El nuevo trabajo de la sociedad compuesta por Jon Garaño, Aitor Arregi y Jose Mari Goenaga es el título de esta 67ª edición de Zinemaldia que seguramente más cerca nos vaya a situar de esa meta tan deseada (y, de hecho, exigible en cualquier gran festival). Estoy hablando, por supuesto, de esa gran película que justifica, por sí sola, el desplazamiento, y que consecuentemente, nos va a acompañar de vuelta a casa.
Para esta ocasión, el conocido como «equipo Moriarti» prescinde del euskera, y filma en un castellano que, esto sí, va a estar profundamente marcado por los acentos y los dejes del sur. El lenguaje ceceante como punto de apoyo fundamental para la adaptación en la Andalucía de 1936. Se nos viene encima, una vez más, la Guerra Civil española. Empieza a correr así una historia que al principio se comporta como una caza humana angustiosamente trepidante... pero que al poco rato, nos aprisiona en la asfixia del –mejor– cine del encierro.
La oscuridad con la que el director de fotografía Javier Agirre Erauso baña cada imagen, cala inevitablemente en el espíritu de un relato cuyo propósito no es otro que arrojar algo de luz sobre uno de los episodios más oscuros de la Historia reciente del territorio visitado.
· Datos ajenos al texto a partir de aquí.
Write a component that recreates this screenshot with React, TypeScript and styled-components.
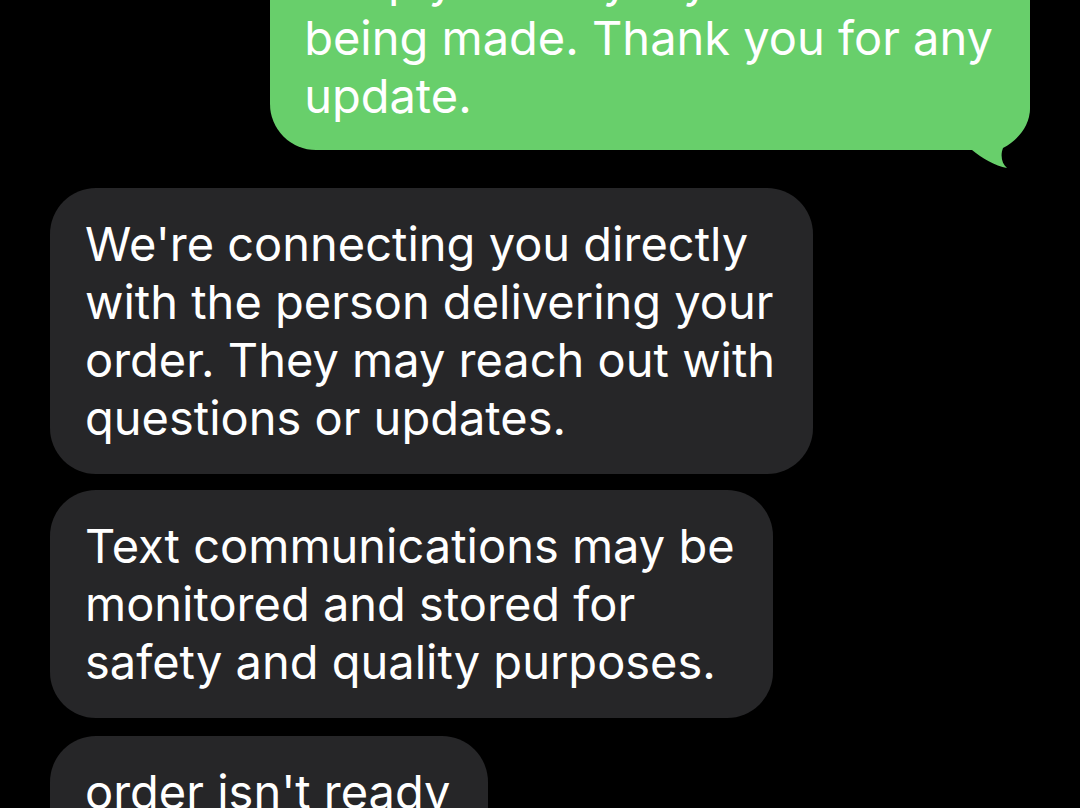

Hay en las dos horas y media que dura “La trinchera infinita” un sentimiento insoportable de derrota eterna. De una humillación y de una indignidad que, por –terrible– justicia divina, se imponen como combustible de ese miedo y de ese rencor que crecen en los rincones más sombríos de cada hogar. De puertas para adentro, y encarcelados en un ambiente irremediablemente viciado, Jon Garaño, Aitor Arregi y Jose Mari Goenaga han firmado la que seguramente sea la película de posguerra perfecta.